La relación de los wichí con la política de los criollos es esquiva. Por un lado, funcionan con su lógica originaria, de cazadores y recolectores, que los impulsa a ir hacia dónde hay algo, no importa de qué partido se trate. Por el otro, quemados con leche, desconfían de la vaca. Porque la vaca de la política partidaria y electoral ha sido y es, para ellos, esencialmente mentirosa. Mezquina. Ya se dijo: a la Comunidad Campo del 20 no llegan los planes, ni tampoco el Estado –manejado, claro, por los políticos criollos– les da trabajo. Peor: los discrimina. “Nunca viene un funcionario a ver qué necesitamos ni qué nos pasa. Nunca piensan en nosotros. Nos pueden hacer cualquier cosa que ellos no vienen. Vienen nada más los punteros cuando hay elecciones y prometen. Todos prometen. Y después vemos que no cumplen para nada. En cambio, a los criollos sí les dan. Poco, pero les dan”, dice Amancio Jara, el único indígena que tiene un auto –ese desvencijado coche rojo que anda de milagro– en toda la zona. La solidaridad y el apoyo a la gente de Campo del 20 viene de otros lados: de “las iglesias”, como dicen sin definir cuáles, y de sus propios connacionales indígenas. Ocho de las comunidades que integran la interwichí de Las Lomitas se han organizado para apoyar a esos hermanos que están aún peor que ellos.
La pava se ha agotado y el mate descansa sobre la mesa. El calor del mediodía formoseño pega fuerte aunque las copas de los árboles amortigüen los rayos de un sol impiadoso. Los hombres siguen turnándose para hablar –sin superposición alguna–, para decir lo suyo. Es entonces cuando Isidoro Castillo, el hijo del wichí pastor anglicano, se desprende del tronco donde está apoyado y dice como si recitara una lección aprendida para aprobar un examen que es de vida o muerte: “El artículo 75, inciso 17, de la Constitución, dice reconocer la preexistencia cultural, étnica y territorial de los pueblos originarios. También la Constitución dice que hay que regular la entrega a los indígenas de terrenos aptos para el desarrollo humano. Estos son nuestros terrenos y siempre fueron nuestros. Estamos antes que todos y son nuestras raíces. Eso es lo que defendemos de los que nos lo quieren sacar”.
En el caso de la Comunidad Campo del 20 está muy claro quiénes se las quieren sacar. La punta de lanza es el abogado Juárez, que no hace mucho fue también a apretarlos en persona. “Esta gente vino y nos dijo que para qué queremos las tierras si no trabajamos, si no hacemos nada. Si no hacemos nada es porque ellos no nos dejan. Y ellos viven sentados, sin hacer nada, ganando de lo nuestro. El doctor Juárez tiene autos, oficina, chalet, y nosotros somos los que vivimos en la miseria. Y tiene todo eso porque alquila los terrenos que son nuestros. Alquila cada una de las hectáreas por catorce mil pesos de entrada y, después, mil al mes. Por cada una. Saque la cuenta”, dice Saravia, el representante de la Comunidad.
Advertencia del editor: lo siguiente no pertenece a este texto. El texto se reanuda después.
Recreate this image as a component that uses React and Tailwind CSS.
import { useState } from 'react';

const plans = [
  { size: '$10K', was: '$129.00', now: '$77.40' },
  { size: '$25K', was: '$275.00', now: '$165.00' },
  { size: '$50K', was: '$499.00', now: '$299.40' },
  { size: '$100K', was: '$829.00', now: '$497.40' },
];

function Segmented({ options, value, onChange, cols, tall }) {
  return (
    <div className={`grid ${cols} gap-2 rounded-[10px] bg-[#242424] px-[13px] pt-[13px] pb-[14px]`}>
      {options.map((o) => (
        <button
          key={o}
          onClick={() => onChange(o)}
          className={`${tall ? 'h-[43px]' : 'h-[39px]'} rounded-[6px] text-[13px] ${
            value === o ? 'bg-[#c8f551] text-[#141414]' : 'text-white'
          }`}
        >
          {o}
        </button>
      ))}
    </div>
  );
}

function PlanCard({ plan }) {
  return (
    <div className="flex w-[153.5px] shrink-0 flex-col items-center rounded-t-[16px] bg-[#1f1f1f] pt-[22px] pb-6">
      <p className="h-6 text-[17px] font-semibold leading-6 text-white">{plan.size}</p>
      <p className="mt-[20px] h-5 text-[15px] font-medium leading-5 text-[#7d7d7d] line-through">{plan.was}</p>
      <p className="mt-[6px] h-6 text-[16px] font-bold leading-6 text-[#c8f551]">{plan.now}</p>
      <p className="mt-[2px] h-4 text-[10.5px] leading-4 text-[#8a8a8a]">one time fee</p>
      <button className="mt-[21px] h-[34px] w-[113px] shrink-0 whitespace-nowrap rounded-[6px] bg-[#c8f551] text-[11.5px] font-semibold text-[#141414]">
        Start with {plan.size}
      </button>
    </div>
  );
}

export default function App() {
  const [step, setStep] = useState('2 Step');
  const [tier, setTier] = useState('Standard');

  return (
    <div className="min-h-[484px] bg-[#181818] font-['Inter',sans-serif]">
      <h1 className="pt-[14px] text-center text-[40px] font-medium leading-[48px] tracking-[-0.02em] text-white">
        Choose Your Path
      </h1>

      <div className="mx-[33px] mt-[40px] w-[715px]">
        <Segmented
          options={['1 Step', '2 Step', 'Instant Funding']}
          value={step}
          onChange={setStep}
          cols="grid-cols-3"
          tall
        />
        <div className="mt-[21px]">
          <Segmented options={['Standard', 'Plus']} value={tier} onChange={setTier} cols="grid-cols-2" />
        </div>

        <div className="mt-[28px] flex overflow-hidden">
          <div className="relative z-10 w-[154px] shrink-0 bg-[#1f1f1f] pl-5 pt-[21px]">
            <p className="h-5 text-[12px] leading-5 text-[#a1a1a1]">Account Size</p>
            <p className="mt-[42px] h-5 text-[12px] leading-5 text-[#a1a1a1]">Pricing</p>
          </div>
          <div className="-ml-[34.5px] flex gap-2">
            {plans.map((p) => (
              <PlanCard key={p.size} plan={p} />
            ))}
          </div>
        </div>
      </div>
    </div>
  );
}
La resistencia wichí es pacífica, sin violencia alguna, ni siquiera con la justa violencia a la que tienen todo derecho los aplastados. Uno de los carteles pintados que tienen entre dos árboles flameando con el viento infernal de Campo del 20 dice “No queremos una segunda Primavera”, en referencia a los cortes de ruta de esa comunidad qom, reprimida una y otra vez con una impunidad que va a contramano de los derechos que debería garantizar la democracia. “Dicen que somos violentos. Si fuéramos como ellos dicen hubiéramos peleado por las veinte mil hectáreas que nos quitaron. Y nosotros queremos estas quinientas. Queremos el cementerio, para que no aren más sobre nuestros antepasados, y queremos esta tierra para vivir. No es de ellos, es nuestra”, dice Bernardino Martínez.
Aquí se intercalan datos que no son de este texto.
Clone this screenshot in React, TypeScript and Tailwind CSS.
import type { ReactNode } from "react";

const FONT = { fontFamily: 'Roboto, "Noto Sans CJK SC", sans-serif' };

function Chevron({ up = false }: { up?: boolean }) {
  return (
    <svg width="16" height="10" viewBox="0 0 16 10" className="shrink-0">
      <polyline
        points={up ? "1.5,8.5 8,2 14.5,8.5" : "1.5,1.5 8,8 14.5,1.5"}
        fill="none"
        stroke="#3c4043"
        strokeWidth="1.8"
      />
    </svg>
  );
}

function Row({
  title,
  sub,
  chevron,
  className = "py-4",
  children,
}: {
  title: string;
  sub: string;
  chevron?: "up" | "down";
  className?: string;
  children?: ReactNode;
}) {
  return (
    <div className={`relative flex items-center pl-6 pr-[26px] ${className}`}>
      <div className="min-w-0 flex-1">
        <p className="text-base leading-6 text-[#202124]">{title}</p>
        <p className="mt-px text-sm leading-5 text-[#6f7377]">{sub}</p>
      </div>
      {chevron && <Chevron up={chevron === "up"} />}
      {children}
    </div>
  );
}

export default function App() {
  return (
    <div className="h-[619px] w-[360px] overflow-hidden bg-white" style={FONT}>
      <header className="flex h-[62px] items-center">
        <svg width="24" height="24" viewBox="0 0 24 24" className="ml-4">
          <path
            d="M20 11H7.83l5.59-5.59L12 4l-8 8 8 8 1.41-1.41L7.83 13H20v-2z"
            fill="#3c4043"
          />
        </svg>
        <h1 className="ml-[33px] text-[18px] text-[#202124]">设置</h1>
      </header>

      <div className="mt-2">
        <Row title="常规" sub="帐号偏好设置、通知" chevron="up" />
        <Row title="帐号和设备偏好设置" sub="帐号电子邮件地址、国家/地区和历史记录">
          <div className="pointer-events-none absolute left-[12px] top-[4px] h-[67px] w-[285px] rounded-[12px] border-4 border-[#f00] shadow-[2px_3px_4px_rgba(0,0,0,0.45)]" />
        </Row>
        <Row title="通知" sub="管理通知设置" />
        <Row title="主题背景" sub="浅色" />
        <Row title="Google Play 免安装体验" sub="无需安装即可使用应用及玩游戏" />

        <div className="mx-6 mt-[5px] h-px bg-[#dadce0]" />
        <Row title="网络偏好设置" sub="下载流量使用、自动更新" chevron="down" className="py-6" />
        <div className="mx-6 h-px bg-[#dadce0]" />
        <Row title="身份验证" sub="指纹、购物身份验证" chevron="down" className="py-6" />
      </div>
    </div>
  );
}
Nadie dice más. El cronista tampoco pregunta: prefiere que el silencio lo ayude a entender, si fuera posible, más allá de las palabras. El calor sigue subiendo y calienta la tierra seca; las mujeres caminan entre los ranchos, cerca pero lejos; los chicos miran curiosos, sin jugar; las gallinas picotean el polvo estéril de Campo del 20. Los hombres siguen sin hablar. Entonces, sólo entonces, después de ese silencio, Bernardino Martínez, el wichí de los anteojos, dice como si (se) sentenciara: “No nos vamos a ir. Cadáver nos van a sacar de acá”.